Despite the political class’ fixation on economic anxiety, the authors of Identity Crisis found that it was an isolated, partisan phenomenon: Republicans earning more than $100,000 a year were more concerned about the economy than Democrats earning less than $20,000. Instead, cultural anxiety was more decisive. “Economic anxiety had been decreasing, not increasing, in the eight years before 2016 and any impact it had was muted or at least not particularly distinctive compared to earlier elections,” John Sides, Michael Tesler, and Lynn Vavreck wrote. “When economic anxiety was refracted through social identities, however, the combination was potent. The important sentiment was not ‘I might lose my job’ but, in essence, ‘People in my group are losing jobs to that other group.’ Instead of a pure economic anxiety, what mattered was ‘racialized economics.’”

The argument for Biden is that his blue-collar bona fides and tough talk will win back these voters. “If you look at Wisconsin, Michigan and Pennsylvania, the labor folks who voted for Trump, they love him,” former Delaware governor Jack Markell told the Times about Biden. “He has a connection with these people.” But it’s unclear how Biden’s political approach will appeal to voters motivated by cultural anxiety and “racialized economics.” It’s possible that the kind of economic platform that Biden is expected to pitch—one that stops short of Bernie Sanders’s democratic socialism, but nevertheless focuses directly on workers—could be effective here. But there’s nothing about Biden, outside of his identity as an old white man who reps Scranton, that suggests that he can be the only messenger who will be effective in making a dent in Trump’s non-college-educated white base.

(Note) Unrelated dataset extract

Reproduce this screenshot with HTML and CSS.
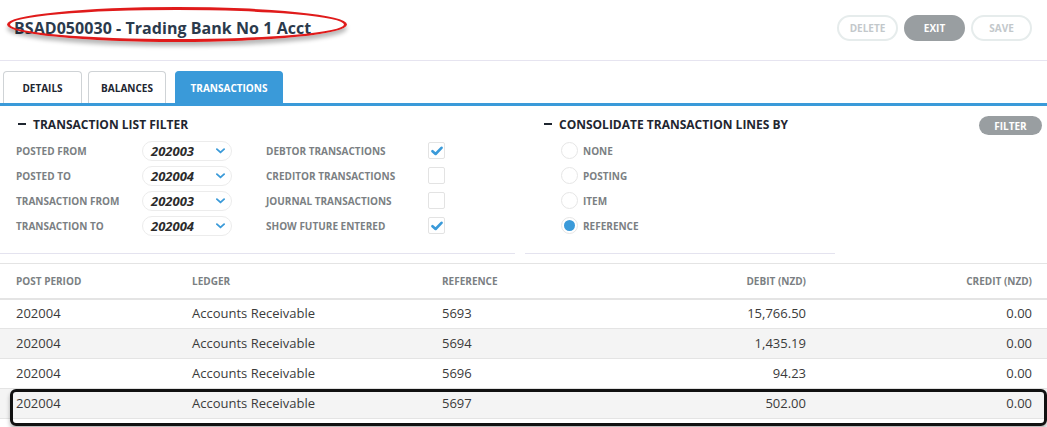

For one thing, as Slate’s Ben Mathis-Lilley notes, “in 2018, Democrats flipped eight House districts that Obama won in 2012 but that Trump won in 2016; of those districts, which are in Biden’s ostensible wheelhouse, five were won by non-white male candidates.” Senators in the Biden mode, like Missouri’s Claire McCaskill and Indiana’s Joe Donnelly—both of whom Biden campaigned for—got walloped. Midterm voting suggests that the blue wall is being rebuilt by a diverse array of candidates, some similar to Biden (like Pennsylvania’s Conor Lamb) and some not (like Michigan’s Rashida Tlaib). There are strong signs that Michigan, Pennsylvania, and Wisconsin are poised to return to the Democratic fold in 2020, though Ohio, where Republicans expanded their hold on state government, may be lost for good.

It’s true that Biden is very popular, leading the potential Democratic field by as many as 20 points. But there’s reason to believe that his support is inflated. His significant advantage in name recognition will shrink as the primaries take shape, and the scrutiny of his record will intensify. By sitting out the 2016 primary, Biden’s record largely remained unexamined, thereby preserving his image as an affable, everyman vice president. But there are plenty of blemishes, including his shameful role during the Anita Hill hearings and his role in passing the 1994 crime bill—the virtues of which he continues to extol. He also hasn’t proven to be an effective presidential candidate: His 1988 campaign was derailed by plagiarism accusations, and he dropped out of the 2008 race after getting just 4 percent in the Iowa caucuses.

The notion that Biden is the only Democrat who can beat Trump vastly overstates the president’s strength as a candidate. Trump has never even flirted with 50 percent approval during his two years in office, and the blue wave in the November midterms showed just how deeply he is loathed by a majority of the electorate. It’s likely that any Democratic nominee will be favored to defeat him. But it would be both strategically foolish, and politically disastrous, for the Democrats to nominate a candidate who sought primarily to appeal to tens of thousands of midwestern voters rather than the many millions who are already eager to help the party take down the president.